New engines require new lubricants

New engines require new lubricants

Fuels and lubes column

To meet stricter fuel economy regulations and reduce greenhouse gas emissions, OEMs have made significant changes to their engine designs and operating conditions. This has led to the need for lubricants that provide greater fuel efficiency and engine hardware protection from higher operating temperatures and higher loading. In response to the OEMs seeking the highest lubricant performance, the industry has introduced two new lubricant categories: API CK-4 and FA-4.

The lubricant of the future

The first upgrade to heavy-duty diesel lubricants in over a decade, API CK-4 and API FA-4 provide fleet owners and owner-operators a solution to the challenges brought by new engine hardware, enabling and delivering fuel efficiency benefits.

Similar in capabilities, CK-4 and FA-4 are formulated to solve the challenges many heavy-duty diesel lubricants experience. CK-4 is designed to enable new engine design and operation and is also fully backward compatible in models specifying previous API performance levels. Like CK-4, FA-4 enables the same changes of new engine design and operation, but allows for further fuel economy gains due to lower, high-temperature, high-shear (HTHS) viscosity. Today, FA-4 is primarily only specified in new engines with limited backward compatibility, but we expect more engine manufacturers to adopt these fuel-efficient lubricants in the future.
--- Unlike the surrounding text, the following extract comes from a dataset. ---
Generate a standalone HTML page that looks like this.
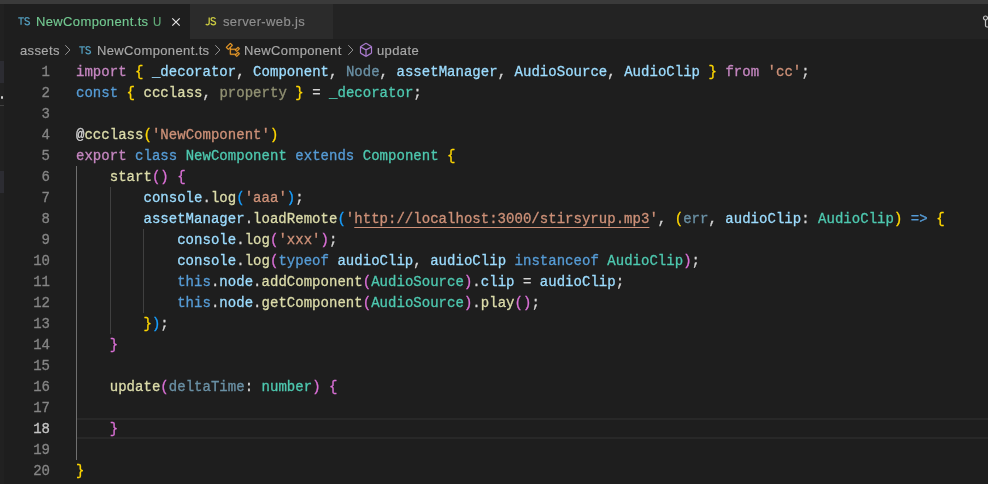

Why engine oil viscosity matters

With the introduction of API FA-4, there is an expected shift from the highly recognized and regularly selected SAE 15W-40 to SAE 5W-30 and SAE 10W-30s, as these lower viscosity grades are offering the same durability, but with greater fuel economy than the decades-old solutions.

Viscosity grades are defined by four separate tests, with each test indicating a critical functionality for proper performance. Of the four tests, the one that receives the most recognition is the HTHS, as it measures the fluid’s resistance to flow under elevated temperatures and high-speed shearing, which most closely mimics the operations of new heavy-duty diesel engines.

The facts about HTHS

HTHS viscosity is the measurement of a fluid’s resistance to flow under elevated temperatures and high-speed shearing or sliding forces. Because today’s multi-grade engine oils, such as SAE 15W-40s or SAE 10W-30s, contain viscosity modifiers, they are referred to as “non-Newtonian.” This means that they behave differently under the conditions of HTHS.

In this high-temperature-high-shear environment, the multi-grade fluid temporarily reduces in viscosity. This temporary viscosity is different from permanent mechanical shearing or degradation and is reported as an HTHS number.

Fluids greater than 3.5cP would qualify as CK-4, while fluids measuring at 2.9-3.2cP would qualify as FA-4. When tested, FA-4 is held to the same rigorous durability standards as CK-4. The HTHS number is used to best indicate lubricant viscosity between moving parts, which have tight tolerances in today’s heavy-duty diesel engines.

Lowering the lubricant’s HTHS number reduces the drag between these moving parts, allowing for better fuel economy and reduction of greenhouse gas emissions. With these benefits comes the common misconception that engine durability can be compromised. It is true that reduced viscosity can potentially present durability challenges, making lubricant formulators a key contributor to presenting innovative approaches and modern additive chemistries.